Oddly, it’s still “up”, as it responds to pings, and some functionality such as being able to access the files, is working. The webserver itself is also up, as can be seen by the siles I hosted for Wayne the other day. I used that example because of the largeish video files hosted on there, which download perfectly.
It would appear that anything that takes the slightest bit of processing power, such as the webcam, is not working. The webcam, which normally takes a photo every 15 seconds, has taken six pictures since midnight (it’s now 3AM). PHP generated pages do not work, and I can’t connect to MySQL.
VNC doesn’t work either, so I can’t actually see what’s wrong with it. The machine doesn’t have a monitor connected. VNC takes at least 2-3 minutes to login or even ask for a password prompt. Eventually once it goes in, it just shows black, but the mouse pointer is there.
A morning of fun ensues. Sigh.
UPDATE:
It’s the morning. Predictably, I have the computer all set up on the desk, and guess what? It’s working like a charm. The annoying little bastard. I’m editing this particular post on said machine to prove it.
I rebooted it twice this morning. Each time, it worked for a short amount of time, maybe 10 seconds. I was able to open up VNC Viewer, and connect to it, but seconds later, the connection would hand, and I couldn’t reconnect.
I tried a few things which I thought may have been an issue. I restarted the web and database server, thinking that may have caused it to hang, as there’s a particularly large database on there at the moment. Nope. The webserver started instantly, and the database server was up in ~20 seconds.

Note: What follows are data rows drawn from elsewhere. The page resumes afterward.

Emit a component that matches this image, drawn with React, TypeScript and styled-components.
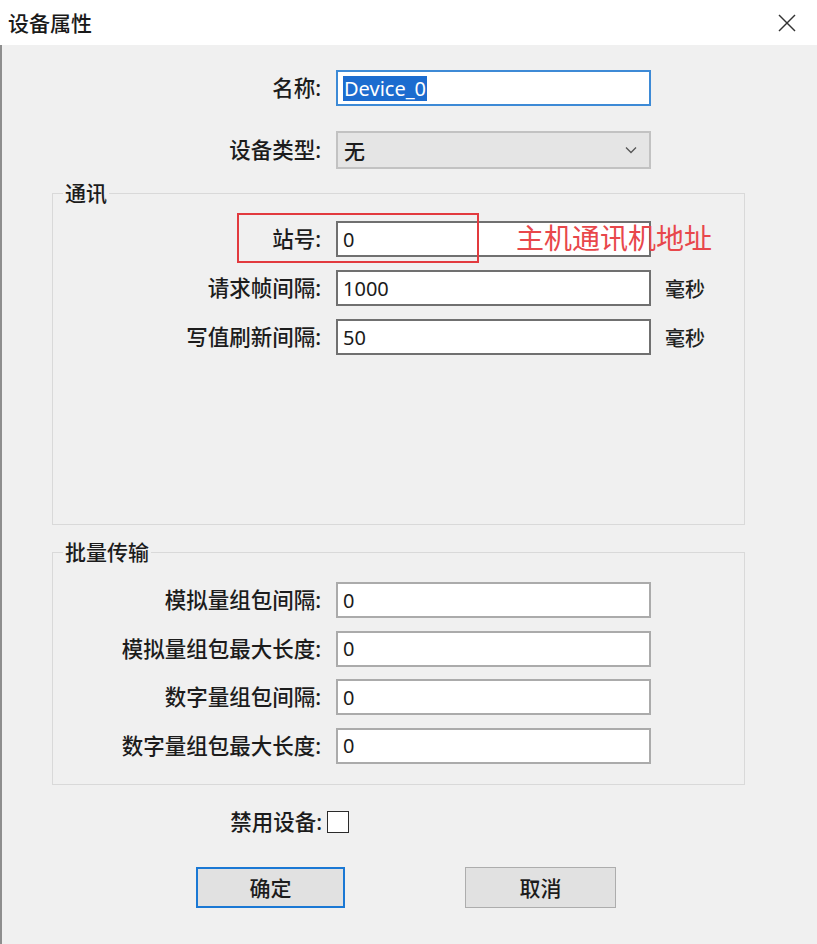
import React from "react";
import styled, { createGlobalStyle } from "styled-components";

const GlobalStyle = createGlobalStyle`
  html, body { margin: 0; padding: 0; background: #f0f0f0; }
  body {
    font-family: "Noto Sans", "Noto Sans CJK SC", sans-serif;
    font-weight: 500;
    color: #1c1c1c;
  }
  * { box-sizing: border-box; }
`;

const Window = styled.div`
  width: 817px;
  height: 944px;
  display: flex;
  flex-direction: column;
  background: #f0f0f0;
  overflow: hidden;
`;

const TitleBar = styled.div`
  height: 45px;
  flex-shrink: 0;
  background: #ffffff;
  display: flex;
  align-items: center;
  justify-content: space-between;
  padding: 0 21px 0 8px;
`;

const Title = styled.div`
  font-size: 21px;
  line-height: 28px;
  color: #1a1a1a;
`;

const CloseButton = styled.div`
  width: 18px;
  height: 18px;
  display: flex;
  color: #333;
`;

const Body = styled.div`
  flex: 1;
  border-left: 2px solid #8e8e8e;
  display: flex;
  flex-direction: column;
  padding-top: 25px;
`;

const FieldRow = styled.div<{ $label: number; $height?: number; $top?: number }>`
  position: relative;
  display: grid;
  grid-template-columns: ${(p) => p.$label}px 315px auto;
  column-gap: 15px;
  align-items: center;
  height: ${(p) => p.$height ?? 36}px;
  margin-top: ${(p) => p.$top ?? 0}px;
`;

const Label = styled.div`
  text-align: right;
  white-space: nowrap;
  font-size: 21.5px;
  line-height: 28px;
`;

const TextBox = styled.div<{ $tone: "focus" | "dark" | "light" }>`
  height: 100%;
  display: flex;
  align-items: center;
  padding-left: 5px;
  background: #ffffff;
  font-size: 20px;
  font-weight: 400;
  color: #1a1a1a;
  border: 2px solid
    ${(p) => (p.$tone === "focus" ? "#3d8ad6" : p.$tone === "dark" ? "#707070" : "#ababab")};
`;

const Selected = styled.span`
  background: #1c6ccf;
  color: #ffffff;
  height: 25px;
  line-height: 25px;
  padding: 0 1px;
`;

const Combo = styled.div`
  height: 100%;
  display: flex;
  align-items: center;
  justify-content: space-between;
  padding: 0 12px 0 6px;
  background: #e5e5e5;
  border: 2px solid #c2c2c2;
  font-size: 21px;
`;

const Unit = styled.div`
  font-size: 20px;
  margin-left: -1px;
  color: #222;
`;

const Group = styled.fieldset<{ $top: number; $padTop: number; $padBottom: number }>`
  margin: ${(p) => p.$top}px 0 0 50px;
  width: 693px;
  min-width: 0;
  border: 1px solid #d9d9d9;
  padding: ${(p) => p.$padTop}px 0 ${(p) => p.$padBottom}px 0;
`;

const GroupTitle = styled.legend`
  margin-left: 10px;
  padding: 0 2px;
  font-size: 21px;
  line-height: 28px;
`;

const Rows = styled.div<{ $gap: number }>`
  display: flex;
  flex-direction: column;
  gap: ${(p) => p.$gap}px;
`;

const AnnotationBox = styled.div`
  position: absolute;
  left: 184px;
  top: -8px;
  width: 242px;
  height: 50px;
  border: 2px solid #e23a3e;
  pointer-events: none;
`;

const AnnotationText = styled.div`
  position: absolute;
  left: 463px;
  top: 1px;
  font-size: 28px;
  font-weight: 400;
  line-height: 32px;
  color: #e8474b;
  white-space: nowrap;
`;

const CheckRow = styled.div`
  display: flex;
  align-items: center;
  height: 22px;
  margin-top: 26px;
`;

const CheckLabel = styled(Label)`
  width: 320px;
`;

const CheckBox = styled.div`
  width: 22px;
  height: 22px;
  margin-left: 5px;
  background: #ffffff;
  border: 1.5px solid #2b2b2b;
`;

const ButtonRow = styled.div`
  display: flex;
  gap: 120px;
  padding-left: 194px;
  margin-top: 34px;
`;

const Button = styled.div<{ $primary?: boolean; $width: number }>`
  width: ${(p) => p.$width}px;
  height: 41px;
  display: flex;
  align-items: center;
  justify-content: center;
  background: #e1e1e1;
  font-size: 21px;
  border: ${(p) => (p.$primary ? "2px solid #1a78d4" : "1px solid #adadad")};
`;

const Chevron = () => (
  <svg width="12" height="8" viewBox="0 0 12 8">
    <polyline points="1,1.5 6,6.5 11,1.5" fill="none" stroke="#555" strokeWidth="1.3" />
  </svg>
);

const CloseIcon = () => (
  <svg width="18" height="18" viewBox="0 0 18 18">
    <line x1="1" y1="1" x2="17" y2="17" stroke="#333" strokeWidth="1.4" />
    <line x1="17" y1="1" x2="1" y2="17" stroke="#333" strokeWidth="1.4" />
  </svg>
);

const commRows = [
  { label: "站号:", value: "0", unit: "", annotate: true },
  { label: "请求帧间隔:", value: "1000", unit: "毫秒" },
  { label: "写值刷新间隔:", value: "50", unit: "毫秒" },
];

const batchRows = [
  { label: "模拟量组包间隔:", value: "0" },
  { label: "模拟量组包最大长度:", value: "0" },
  { label: "数字量组包间隔:", value: "0" },
  { label: "数字量组包最大长度:", value: "0" },
];

export default function App() {
  return (
    <>
      <GlobalStyle />
      <Window>
        <TitleBar>
          <Title>设备属性</Title>
          <CloseButton>
            <CloseIcon />
          </CloseButton>
        </TitleBar>
        <Body>
          <FieldRow $label={319}>
            <Label>名称:</Label>
            <TextBox $tone="focus">
              <Selected>Device_0</Selected>
            </TextBox>
          </FieldRow>
          <FieldRow $label={319} $height={38} $top={25}>
            <Label>设备类型:</Label>
            <Combo>
              <span>无</span>
              <Chevron />
            </Combo>
          </FieldRow>

          <Group $top={10} $padTop={14} $padBottom={169}>
            <GroupTitle>通讯</GroupTitle>
            <Rows $gap={13}>
              {commRows.map((r) => (
                <FieldRow key={r.label} $label={268}>
                  <Label>{r.label}</Label>
                  <TextBox $tone="dark">{r.value}</TextBox>
                  <Unit>{r.unit}</Unit>
                  {r.annotate && (
                    <>
                      <AnnotationBox />
                      <AnnotationText>主机通讯机地址</AnnotationText>
                    </>
                  )}
                </FieldRow>
              ))}
            </Rows>
          </Group>

          <Group $top={13} $padTop={16} $padBottom={20}>
            <GroupTitle>批量传输</GroupTitle>
            <Rows $gap={12.5}>
              {batchRows.map((r) => (
                <FieldRow key={r.label} $label={268}>
                  <Label>{r.label}</Label>
                  <TextBox $tone="light">{r.value}</TextBox>
                  <span />
                </FieldRow>
              ))}
            </Rows>
          </Group>

          <CheckRow>
            <CheckLabel>禁用设备:</CheckLabel>
            <CheckBox />
          </CheckRow>

          <ButtonRow>
            <Button $primary $width={149}>确定</Button>
            <Button $width={151}>取消</Button>
          </ButtonRow>
        </Body>
      </Window>
    </>
  );
}
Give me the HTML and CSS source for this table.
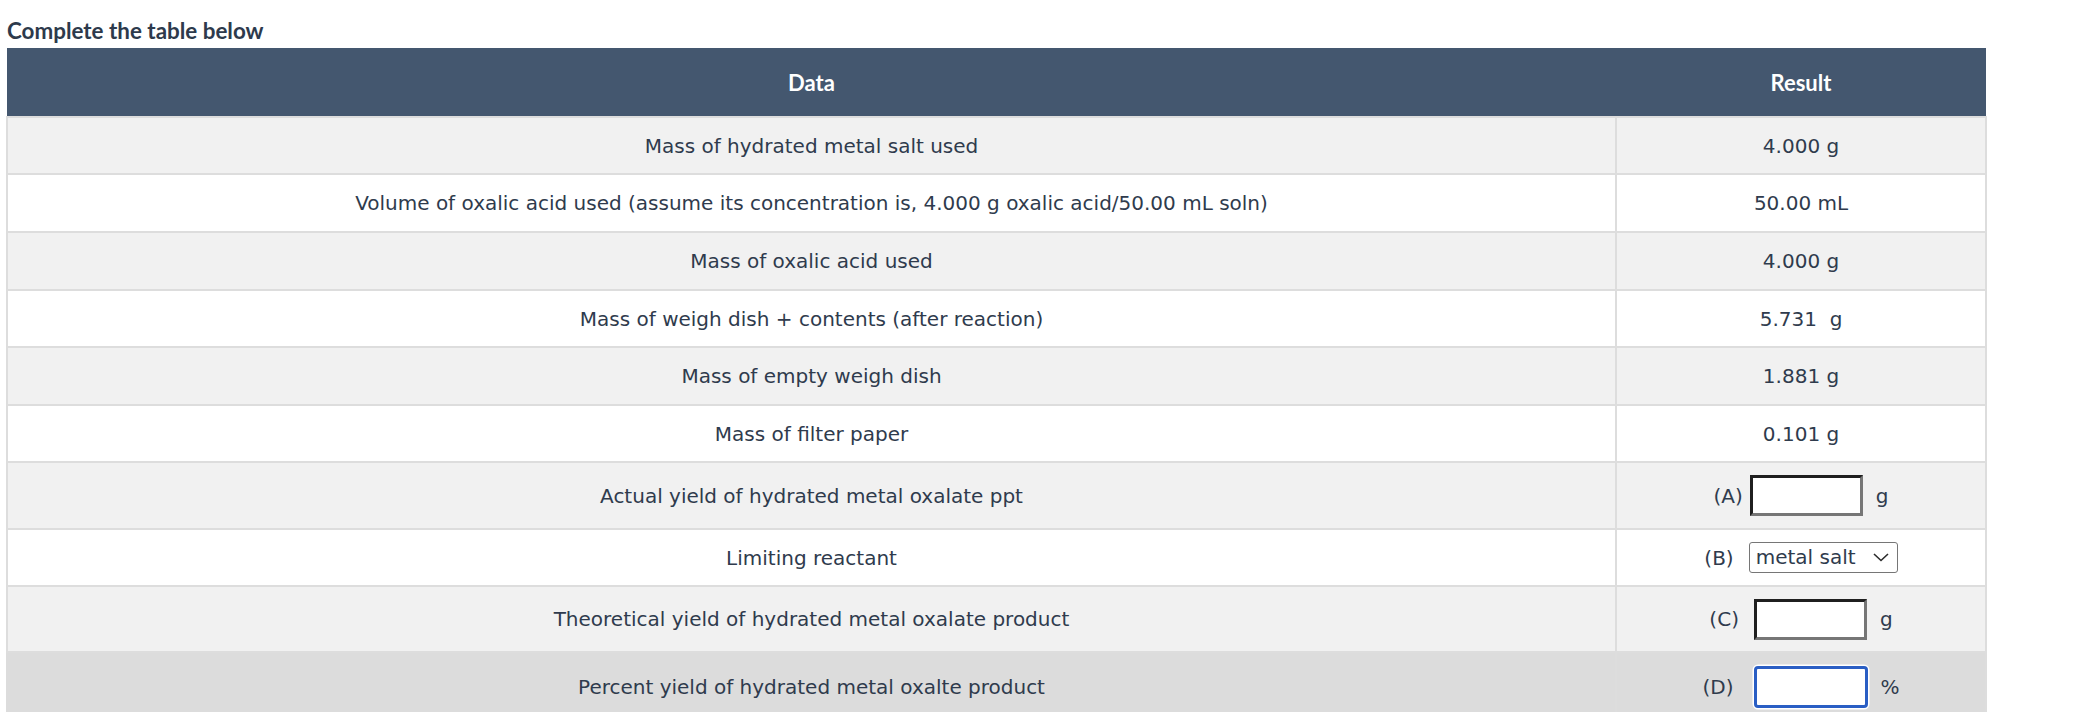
FILE: index.html
```html
<!DOCTYPE html>
<html lang="en">
<head>
<meta charset="utf-8">
<title>Complete the table below</title>
<link rel="stylesheet" href="styles.css">
</head>
<body>
<h1 class="title">Complete the table below</h1>
<table class="data-table">
  <colgroup><col class="col-data"><col class="col-result"></colgroup>
  <thead>
    <tr><th>Data</th><th>Result</th></tr>
  </thead>
  <tbody>
    <tr class="row-grey h57"><td>Mass of hydrated metal salt used</td><td>4.000 g</td></tr>
    <tr class="row-white h58"><td>Volume of oxalic acid used (assume its concentration is, 4.000 g oxalic acid/50.00 mL soln)</td><td>50.00 mL</td></tr>
    <tr class="row-grey h58"><td>Mass of oxalic acid used</td><td>4.000 g</td></tr>
    <tr class="row-white h57"><td>Mass of weigh dish + contents (after reaction)</td><td>5.731&nbsp; g</td></tr>
    <tr class="row-grey h58"><td>Mass of empty weigh dish</td><td>1.881 g</td></tr>
    <tr class="row-white h57"><td>Mass of filter paper</td><td>0.101 g</td></tr>
    <tr class="row-grey h67"><td>Actual yield of hydrated metal oxalate ppt</td><td><div class="answer"><span class="label gap-a">(A)</span><input class="box" type="text"><span class="unit">g</span></div></td></tr>
    <tr class="row-white h57"><td>Limiting reactant</td><td><div class="answer"><span class="label gap-b">(B)</span><span class="select-wrap"><select class="select"><option>metal salt</option><option>oxalic acid</option></select><svg class="chevron" width="16" height="9" viewBox="0 0 16 9"><path d="M1 1 L8 7.5 L15 1" fill="none" stroke="#2b2b2b" stroke-width="1.6"/></svg></span></div></td></tr>
    <tr class="row-grey h66"><td>Theoretical yield of hydrated metal oxalate product</td><td><div class="answer"><span class="label gap-c">(C)</span><input class="box" type="text"><span class="unit">g</span></div></td></tr>
    <tr class="row-hover h70"><td>Percent yield of hydrated metal oxalte product</td><td><div class="answer"><span class="label gap-d">(D)</span><input class="box box-focus" type="text"><span class="unit">%</span></div></td></tr>
  </tbody>
</table>
</body>
</html>
```

FILE: styles.css
```css
html, body {
  margin: 0;
  padding: 0;
  background: #ffffff;
}

body {
  font-family: "DejaVu Sans", sans-serif;
  color: #2f3b4d;
}

.title {
  margin: 0 0 4px 0;
  padding: 18px 0 0 7px;
  font-family: Lato, "Noto Sans", sans-serif;
  font-weight: 700;
  font-size: 22.4px;
  line-height: 26px;
  color: #2d3a4c;
}

.data-table {
  margin-left: 6px;
  width: 1979px;
  border-collapse: collapse;
  table-layout: fixed;
}

.col-data { width: 1609px; }
.col-result { width: 370px; }

.data-table th {
  height: 68px;
  padding: 0;
  background: #44576f;
  color: #ffffff;
  font-family: Lato, "Noto Sans", sans-serif;
  font-weight: 700;
  font-size: 22px;
  text-align: center;
  vertical-align: middle;
  border: 0;
}

.data-table td {
  padding: 0;
  border: 2px solid #dddddd;
  font-size: 20px;
  text-align: center;
  vertical-align: middle;
  color: #2f3b4d;
}

.row-grey { background: #f1f1f1; }
.row-white { background: #ffffff; }
.row-hover { background: #dcdcdc; }
.row-hover td { border-color: #dcdcdc #dddddd #dcdcdc #dcdcdc; }

.h57 { height: 57px; }
.h58 { height: 58px; }
.h66 { height: 66px; }
.h67 { height: 67px; }
.h70 { height: 70px; }

.answer {
  display: flex;
  align-items: center;
  justify-content: center;
}

.label { display: inline-block; }
.gap-a { margin-right: 7px; }
.gap-b { margin-right: 15px; }
.gap-c { margin-right: 15px; }
.gap-d { margin-right: 20px; }

.unit {
  display: inline-block;
  margin-left: 13px;
  min-width: 12px;
  text-align: left;
}

.box {
  box-sizing: border-box;
  width: 113px;
  height: 41px;
  margin: 0;
  padding: 0 4px;
  border-style: solid;
  border-width: 3px;
  border-color: #1f1f1f #767676 #767676 #1f1f1f;
  background: #ffffff;
  font-family: "DejaVu Sans", sans-serif;
  font-size: 18px;
}

.box-focus {
  width: 114px;
  height: 42px;
  border: 3px solid #2a5ec4;
  border-radius: 4px;
  box-shadow: 0 0 0 1.5px #ffffff;
  outline: none;
}

.select-wrap {
  position: relative;
  display: inline-block;
  height: 31px;
}

.select {
  -webkit-appearance: none;
  appearance: none;
  box-sizing: border-box;
  width: 149px;
  height: 31px;
  margin: 0;
  padding: 0 0 0 6px;
  border: 1px solid #767676;
  border-radius: 3px;
  background: #ffffff;
  color: #2f3b4d;
  font-family: "DejaVu Sans", sans-serif;
  font-size: 20px;
  line-height: 29px;
}

.chevron {
  position: absolute;
  right: 9px;
  top: 11px;
  pointer-events: none;
}
```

Now that I have a monitor and keyboard connected, I might take this opportunity to overhaul it, reinstall later versions of the server software, etc. It depends whether I can get connected now that I know the machine is actually functioning as it should.
UPDATE THE SECOND
I’ve gone a bit further with the “upgrade” than originally planned. And I think I need counselling.
After installing the SATA drivers for this machine, I received messages that there was no SATA drive connected. How could this be? I heard it spin up. I couldn’t think of ANY reason why the drive wouldn’t be connected.
The SATA cable was dangling in front of the monitor, not plugged into the motherboard. I’m going senile.
UPDATE THE TURD
This is my last update on this post, and I can confirm a few things. Firstly, my senility thankfully wasn’t as bad as I made out. It turns out that even though the drive was disconnected from the motherboard, it didn’t actually power up anyway. The drive is fine, as I’d taken it from Beastbits. It was the only SATA drive I had to hand with a molex connector. I have yet to test whether it’s a fault with the drive as I just use the SATA power connector on here. It could explain why I had issues in the past with SATA drives on that machine, thinking it was just a Win2000 thing. I never actually thought to check to see if the machines were detected in the BIOS. Whoops.
Secondly, the machine is back up and running completely, and sadly, it’s one of those things which will never be solved. As expected, after its trip onto “the bench”, everything worked like a dream. I’ll just catalogue the bollocks I tried just in case it makes a difference.
Updated TightVNC server to the latest version. I doubt this helped, as the machine has been running for four years with the same version with no issue.
DROPped several backup databases, including one with a ~1Gb table in it. I doubt this was causing an actual problem, however, as I manually start the SQL server whever I reboot the machine. I can’t think of a reason why this would cause a problem during bootup.
Defragged. Come on, this never fixed anything, but I did it anyway. Expecially on a machine with 5Gb used out of 60Gb. Admittedly, this went down to 3.something after I dropped those databases.
Basically, I can only put it down to the fact that the machine wanted a change of scenery. There was no logical reason I can think of for its temporary failure.
This is one of those things that will bug me. It’s one of those annoying problems that surfaced for no reason, and will eventually resurface ONLY while I’m pissed. You know, the only reason this problem originally surfaced was because I rebooted the machine after 16 days uptime. OK, it’s not much for a server, but I reboot it every so often because Conquercam stops recording images after 42 days.
Nobody who reads this blog will have constructive feedback on this posting, or any logical ideas of what happened.